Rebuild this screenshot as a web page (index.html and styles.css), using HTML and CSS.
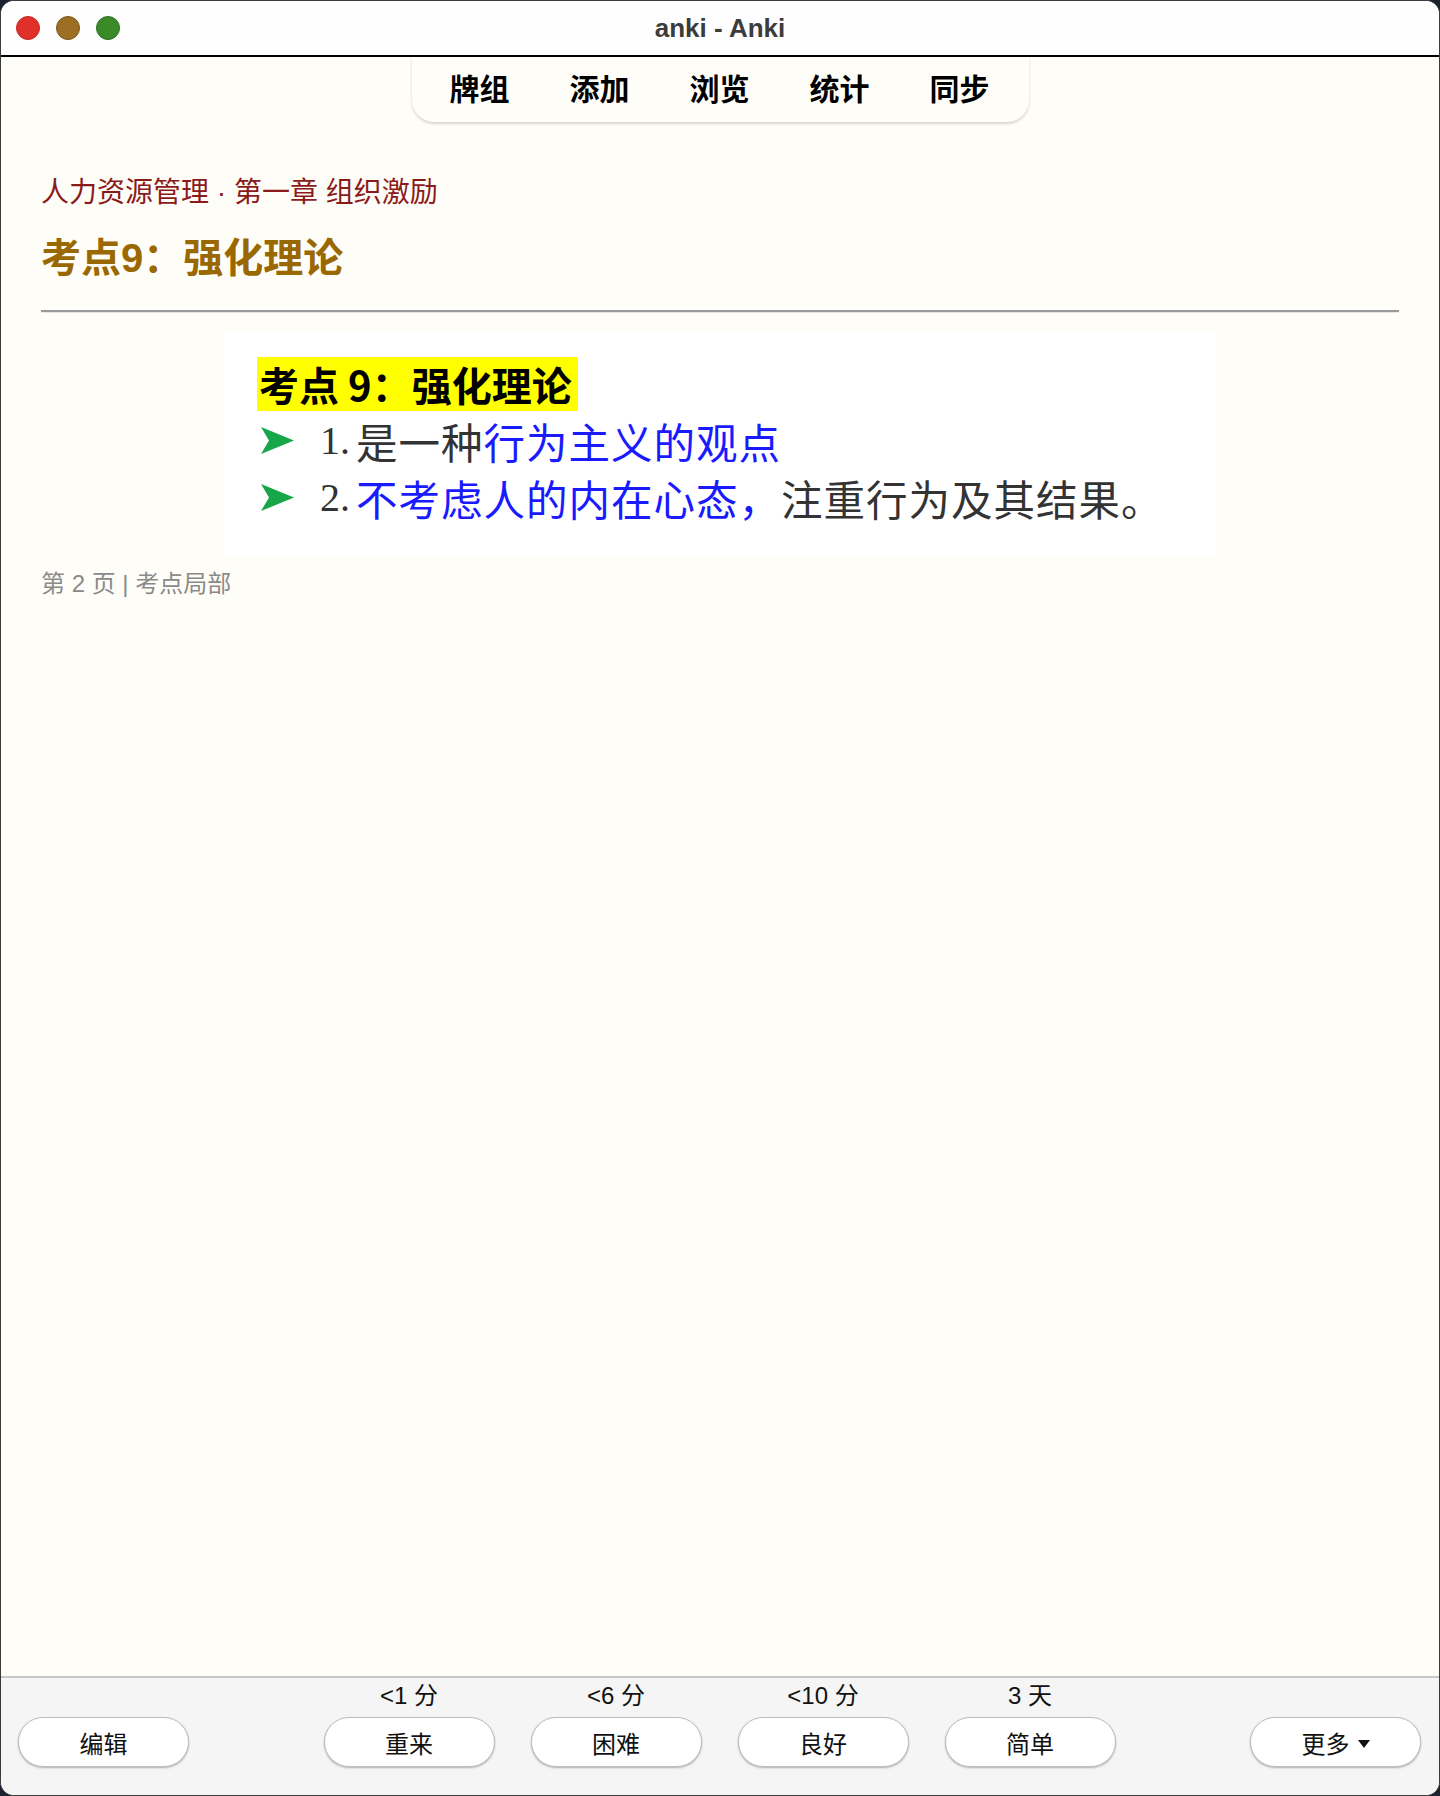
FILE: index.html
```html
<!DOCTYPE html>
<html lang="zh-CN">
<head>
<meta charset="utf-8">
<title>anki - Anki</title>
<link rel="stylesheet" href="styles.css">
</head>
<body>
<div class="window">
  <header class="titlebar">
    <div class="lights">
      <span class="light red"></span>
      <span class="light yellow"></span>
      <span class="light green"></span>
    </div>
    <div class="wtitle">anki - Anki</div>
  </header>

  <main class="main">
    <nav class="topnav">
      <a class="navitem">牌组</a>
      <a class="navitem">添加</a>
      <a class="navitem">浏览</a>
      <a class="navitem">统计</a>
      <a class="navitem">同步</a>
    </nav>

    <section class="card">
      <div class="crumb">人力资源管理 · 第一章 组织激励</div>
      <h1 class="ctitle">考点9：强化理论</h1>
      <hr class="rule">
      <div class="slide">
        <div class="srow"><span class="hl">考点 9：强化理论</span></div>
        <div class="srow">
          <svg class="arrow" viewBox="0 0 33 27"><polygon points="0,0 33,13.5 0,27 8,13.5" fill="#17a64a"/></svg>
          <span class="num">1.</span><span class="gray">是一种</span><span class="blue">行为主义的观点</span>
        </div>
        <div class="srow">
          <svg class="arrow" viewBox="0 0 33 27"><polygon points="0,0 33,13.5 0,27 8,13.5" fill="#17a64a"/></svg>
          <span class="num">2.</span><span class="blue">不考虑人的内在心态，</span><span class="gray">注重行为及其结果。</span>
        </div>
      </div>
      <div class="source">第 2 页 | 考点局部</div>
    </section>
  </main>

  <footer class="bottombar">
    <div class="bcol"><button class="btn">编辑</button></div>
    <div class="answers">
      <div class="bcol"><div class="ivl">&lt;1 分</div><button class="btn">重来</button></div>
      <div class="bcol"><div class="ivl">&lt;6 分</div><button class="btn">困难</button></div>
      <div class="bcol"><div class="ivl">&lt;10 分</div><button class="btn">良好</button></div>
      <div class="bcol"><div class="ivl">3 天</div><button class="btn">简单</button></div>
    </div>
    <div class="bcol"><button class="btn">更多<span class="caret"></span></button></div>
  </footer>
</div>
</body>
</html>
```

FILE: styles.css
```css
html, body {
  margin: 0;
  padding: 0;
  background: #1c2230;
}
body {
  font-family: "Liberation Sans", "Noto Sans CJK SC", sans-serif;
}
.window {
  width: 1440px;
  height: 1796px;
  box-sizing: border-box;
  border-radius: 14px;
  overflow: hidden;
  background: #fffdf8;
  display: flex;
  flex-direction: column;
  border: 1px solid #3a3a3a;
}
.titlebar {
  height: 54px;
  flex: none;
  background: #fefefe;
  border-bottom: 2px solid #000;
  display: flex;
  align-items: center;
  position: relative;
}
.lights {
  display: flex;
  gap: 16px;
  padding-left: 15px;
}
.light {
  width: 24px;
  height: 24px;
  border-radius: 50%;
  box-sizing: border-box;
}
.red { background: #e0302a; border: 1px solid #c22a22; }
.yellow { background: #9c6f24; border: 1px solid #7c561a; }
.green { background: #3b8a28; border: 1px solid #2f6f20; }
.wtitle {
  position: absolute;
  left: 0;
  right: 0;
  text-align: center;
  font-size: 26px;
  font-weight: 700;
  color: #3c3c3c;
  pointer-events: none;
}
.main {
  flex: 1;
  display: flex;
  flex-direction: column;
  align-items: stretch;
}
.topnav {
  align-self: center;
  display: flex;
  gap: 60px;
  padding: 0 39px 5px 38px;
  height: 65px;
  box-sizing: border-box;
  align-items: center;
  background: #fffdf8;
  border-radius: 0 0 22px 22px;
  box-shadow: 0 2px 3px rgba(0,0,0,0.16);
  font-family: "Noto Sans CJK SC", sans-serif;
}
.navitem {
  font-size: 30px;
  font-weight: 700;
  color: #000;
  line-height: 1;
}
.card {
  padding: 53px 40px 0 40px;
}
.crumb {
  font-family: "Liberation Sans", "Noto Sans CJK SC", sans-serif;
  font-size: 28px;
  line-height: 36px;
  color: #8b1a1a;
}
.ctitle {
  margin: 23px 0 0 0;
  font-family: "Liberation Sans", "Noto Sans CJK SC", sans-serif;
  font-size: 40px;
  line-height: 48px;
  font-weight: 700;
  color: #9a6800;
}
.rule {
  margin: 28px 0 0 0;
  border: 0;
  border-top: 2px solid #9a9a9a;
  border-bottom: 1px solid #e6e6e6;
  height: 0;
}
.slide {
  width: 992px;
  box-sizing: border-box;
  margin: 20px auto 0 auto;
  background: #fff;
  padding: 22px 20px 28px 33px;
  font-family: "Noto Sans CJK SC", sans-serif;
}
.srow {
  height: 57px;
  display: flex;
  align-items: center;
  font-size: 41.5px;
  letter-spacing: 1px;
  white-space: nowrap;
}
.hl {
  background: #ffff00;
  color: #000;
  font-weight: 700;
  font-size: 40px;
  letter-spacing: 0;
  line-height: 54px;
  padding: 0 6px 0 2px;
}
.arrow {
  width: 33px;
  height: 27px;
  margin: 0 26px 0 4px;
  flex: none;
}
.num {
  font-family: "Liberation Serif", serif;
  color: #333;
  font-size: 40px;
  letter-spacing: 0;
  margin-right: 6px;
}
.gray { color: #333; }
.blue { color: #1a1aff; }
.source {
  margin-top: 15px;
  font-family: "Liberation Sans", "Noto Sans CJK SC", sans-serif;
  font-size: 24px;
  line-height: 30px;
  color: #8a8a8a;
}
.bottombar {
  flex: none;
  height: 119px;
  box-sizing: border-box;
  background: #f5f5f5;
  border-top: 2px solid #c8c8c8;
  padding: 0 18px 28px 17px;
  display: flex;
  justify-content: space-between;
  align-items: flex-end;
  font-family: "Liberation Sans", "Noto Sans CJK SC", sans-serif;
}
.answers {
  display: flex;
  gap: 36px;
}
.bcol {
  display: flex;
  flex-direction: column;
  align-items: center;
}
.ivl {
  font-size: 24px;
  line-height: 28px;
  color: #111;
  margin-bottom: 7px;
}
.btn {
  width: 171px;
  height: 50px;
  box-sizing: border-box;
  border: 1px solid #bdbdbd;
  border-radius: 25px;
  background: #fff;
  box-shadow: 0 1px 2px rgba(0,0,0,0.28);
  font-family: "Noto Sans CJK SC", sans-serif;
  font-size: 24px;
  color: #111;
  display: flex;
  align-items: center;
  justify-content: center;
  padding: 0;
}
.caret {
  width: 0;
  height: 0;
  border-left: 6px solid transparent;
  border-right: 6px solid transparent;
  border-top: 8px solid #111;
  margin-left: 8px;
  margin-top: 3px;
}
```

[Given task] Every line of the data should be copied as it stands, without the images.

[Task answer]
Rebuild this screenshot as a web page (index.html and styles.css), using HTML and CSS.
FILE: index.html
```html
<!DOCTYPE html>
<html lang="zh-CN">
<head>
<meta charset="utf-8">
<title>anki - Anki</title>
<link rel="stylesheet" href="styles.css">
</head>
<body>
<div class="window">
  <header class="titlebar">
    <div class="lights">
      <span class="light red"></span>
      <span class="light yellow"></span>
      <span class="light green"></span>
    </div>
    <div class="wtitle">anki - Anki</div>
  </header>

  <main class="main">
    <nav class="topnav">
      <a class="navitem">牌组</a>
      <a class="navitem">添加</a>
      <a class="navitem">浏览</a>
      <a class="navitem">统计</a>
      <a class="navitem">同步</a>
    </nav>

    <section class="card">
      <div class="crumb">人力资源管理 · 第一章 组织激励</div>
      <h1 class="ctitle">考点9：强化理论</h1>
      <hr class="rule">
      <div class="slide">
        <div class="srow"><span class="hl">考点 9：强化理论</span></div>
        <div class="srow">
          <svg class="arrow" viewBox="0 0 33 27"><polygon points="0,0 33,13.5 0,27 8,13.5" fill="#17a64a"/></svg>
          <span class="num">1.</span><span class="gray">是一种</span><span class="blue">行为主义的观点</span>
        </div>
        <div class="srow">
          <svg class="arrow" viewBox="0 0 33 27"><polygon points="0,0 33,13.5 0,27 8,13.5" fill="#17a64a"/></svg>
          <span class="num">2.</span><span class="blue">不考虑人的内在心态，</span><span class="gray">注重行为及其结果。</span>
        </div>
      </div>
      <div class="source">第 2 页 | 考点局部</div>
    </section>
  </main>

  <footer class="bottombar">
    <div class="bcol"><button class="btn">编辑</button></div>
    <div class="answers">
      <div class="bcol"><div class="ivl">&lt;1 分</div><button class="btn">重来</button></div>
      <div class="bcol"><div class="ivl">&lt;6 分</div><button class="btn">困难</button></div>
      <div class="bcol"><div class="ivl">&lt;10 分</div><button class="btn">良好</button></div>
      <div class="bcol"><div class="ivl">3 天</div><button class="btn">简单</button></div>
    </div>
    <div class="bcol"><button class="btn">更多<span class="caret"></span></button></div>
  </footer>
</div>
</body>
</html>
```

FILE: styles.css
```css
html, body {
  margin: 0;
  padding: 0;
  background: #1c2230;
}
body {
  font-family: "Liberation Sans", "Noto Sans CJK SC", sans-serif;
}
.window {
  width: 1440px;
  height: 1796px;
  box-sizing: border-box;
  border-radius: 14px;
  overflow: hidden;
  background: #fffdf8;
  display: flex;
  flex-direction: column;
  border: 1px solid #3a3a3a;
}
.titlebar {
  height: 54px;
  flex: none;
  background: #fefefe;
  border-bottom: 2px solid #000;
  display: flex;
  align-items: center;
  position: relative;
}
.lights {
  display: flex;
  gap: 16px;
  padding-left: 15px;
}
.light {
  width: 24px;
  height: 24px;
  border-radius: 50%;
  box-sizing: border-box;
}
.red { background: #e0302a; border: 1px solid #c22a22; }
.yellow { background: #9c6f24; border: 1px solid #7c561a; }
.green { background: #3b8a28; border: 1px solid #2f6f20; }
.wtitle {
  position: absolute;
  left: 0;
  right: 0;
  text-align: center;
  font-size: 26px;
  font-weight: 700;
  color: #3c3c3c;
  pointer-events: none;
}
.main {
  flex: 1;
  display: flex;
  flex-direction: column;
  align-items: stretch;
}
.topnav {
  align-self: center;
  display: flex;
  gap: 60px;
  padding: 0 39px 5px 38px;
  height: 65px;
  box-sizing: border-box;
  align-items: center;
  background: #fffdf8;
  border-radius: 0 0 22px 22px;
  box-shadow: 0 2px 3px rgba(0,0,0,0.16);
  font-family: "Noto Sans CJK SC", sans-serif;
}
.navitem {
  font-size: 30px;
  font-weight: 700;
  color: #000;
  line-height: 1;
}
.card {
  padding: 53px 40px 0 40px;
}
.crumb {
  font-family: "Liberation Sans", "Noto Sans CJK SC", sans-serif;
  font-size: 28px;
  line-height: 36px;
  color: #8b1a1a;
}
.ctitle {
  margin: 23px 0 0 0;
  font-family: "Liberation Sans", "Noto Sans CJK SC", sans-serif;
  font-size: 40px;
  line-height: 48px;
  font-weight: 700;
  color: #9a6800;
}
.rule {
  margin: 28px 0 0 0;
  border: 0;
  border-top: 2px solid #9a9a9a;
  border-bottom: 1px solid #e6e6e6;
  height: 0;
}
.slide {
  width: 992px;
  box-sizing: border-box;
  margin: 20px auto 0 auto;
  background: #fff;
  padding: 22px 20px 28px 33px;
  font-family: "Noto Sans CJK SC", sans-serif;
}
.srow {
  height: 57px;
  display: flex;
  align-items: center;
  font-size: 41.5px;
  letter-spacing: 1px;
  white-space: nowrap;
}
.hl {
  background: #ffff00;
  color: #000;
  font-weight: 700;
  font-size: 40px;
  letter-spacing: 0;
  line-height: 54px;
  padding: 0 6px 0 2px;
}
.arrow {
  width: 33px;
  height: 27px;
  margin: 0 26px 0 4px;
  flex: none;
}
.num {
  font-family: "Liberation Serif", serif;
  color: #333;
  font-size: 40px;
  letter-spacing: 0;
  margin-right: 6px;
}
.gray { color: #333; }
.blue { color: #1a1aff; }
.source {
  margin-top: 15px;
  font-family: "Liberation Sans", "Noto Sans CJK SC", sans-serif;
  font-size: 24px;
  line-height: 30px;
  color: #8a8a8a;
}
.bottombar {
  flex: none;
  height: 119px;
  box-sizing: border-box;
  background: #f5f5f5;
  border-top: 2px solid #c8c8c8;
  padding: 0 18px 28px 17px;
  display: flex;
  justify-content: space-between;
  align-items: flex-end;
  font-family: "Liberation Sans", "Noto Sans CJK SC", sans-serif;
}
.answers {
  display: flex;
  gap: 36px;
}
.bcol {
  display: flex;
  flex-direction: column;
  align-items: center;
}
.ivl {
  font-size: 24px;
  line-height: 28px;
  color: #111;
  margin-bottom: 7px;
}
.btn {
  width: 171px;
  height: 50px;
  box-sizing: border-box;
  border: 1px solid #bdbdbd;
  border-radius: 25px;
  background: #fff;
  box-shadow: 0 1px 2px rgba(0,0,0,0.28);
  font-family: "Noto Sans CJK SC", sans-serif;
  font-size: 24px;
  color: #111;
  display: flex;
  align-items: center;
  justify-content: center;
  padding: 0;
}
.caret {
  width: 0;
  height: 0;
  border-left: 6px solid transparent;
  border-right: 6px solid transparent;
  border-top: 8px solid #111;
  margin-left: 8px;
  margin-top: 3px;
}
```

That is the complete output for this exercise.